From: Philippe Verdy (verdy_p@wanadoo.fr)
Date: Tue Oct 12 2004 - 19:22:53 CST

  • Next message: Doug Ewell: "Re: UTF-8 stress test file?"

    From: "Philipp Reichmuth" <reichmuth@web.de>
    > Don't you think you are stretching things a bit? This is an UTF-8 parser
    > stress test file. If an application opens it in a different encoding,
    > well, of course the results will be different, and things will not look
    > UTF-8-ish. Again, this is a non-issue. It's like distributing a Linux
    > binary for testing something and then getting complaints that it doesn't
    > work under DOS and that it shouldn't make assumptions on operating
    > systems.

    That's not the good point I wanted to focus. Things CANNOT look "UTF-8-ish"
    in a UTF-8 conforming editor or browser that will correctly detect all
    encoding errors in that file, and thus will never properly present the text
    properly aligned. What a conforming editor or browser *may* eventually do is
    to recover and mandatorily signal to the user the positions of errors
    (possibly by using a replacement glyph as if each error was coding a U+FFFD
    substitute), but how many errors will you signal given that the error
    recovery level is not defined in the Unicode/ISO/IEC UTF-8 standard?
    Even in the old ISO/IEC10646 standard, recovery is only possible after
    errors only if uninterpretable byte sequences were still properly parsed
    into sub-sequences (of unspecified length) where a substiture could be used.

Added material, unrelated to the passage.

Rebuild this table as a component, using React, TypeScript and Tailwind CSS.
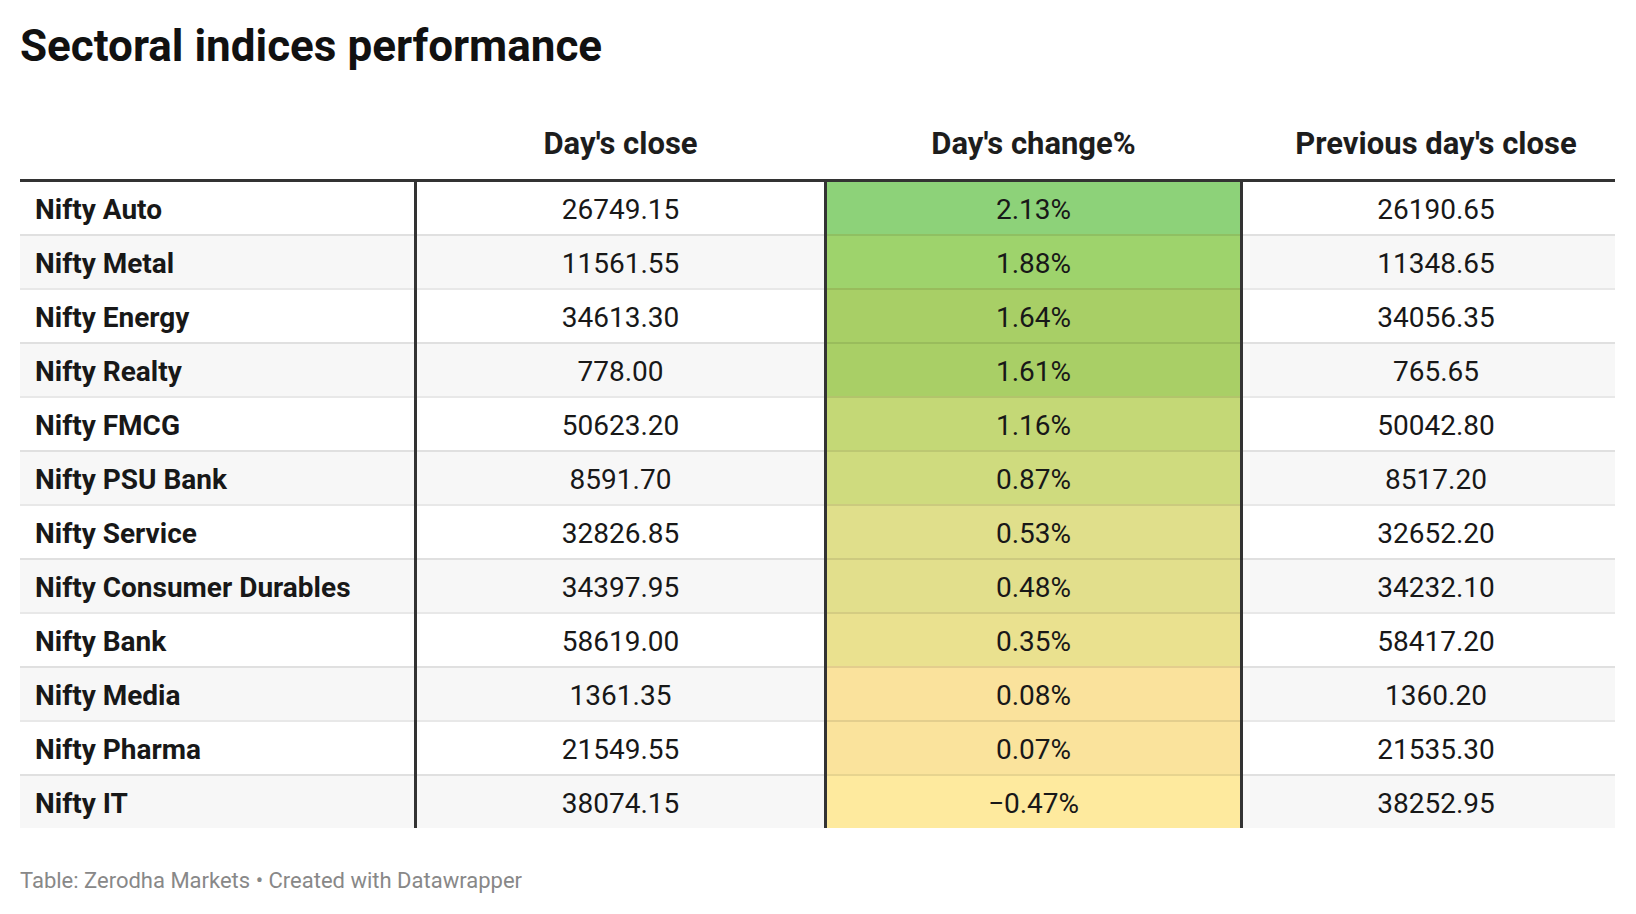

    The problem is in the length of each invalid byte sequence; for example, if
    there's a 4-bytes old UTF-8 encoding sequence (or longer) the error will be
    detected at the first byte, recovery will take place at the second byte
    after the first byte as been interpreted as a invalid sequence represented
    by a substitute glyph, but then each of the immediately following trailing
    byte will signal an error.

    Suppose that the parser recovers until it can find a new starter byte, it
    will still need to parse this byte to see if its a leading byte for a longer
    sequence, so the recovery is not necessarily immediately possible after the
    first invalid byte, or after the supposed end of the byte sequence. Now if
    the parser will reover by skipping all bytes until a valid sequence is
    found, there will be only 1 encoding error thrown on the leading byte, and
    only 1 substitution glyph.

    We are navigating within unspecified areas where error recovery after
    decoding errors is not defined in the current UTF-8 standard itself (not
    even in the old RFC version with ISO/IEC 10646-1:2000)

    And as I said, the document itself is not complete enough, because it
    forgets other invalid sequences for non-characters.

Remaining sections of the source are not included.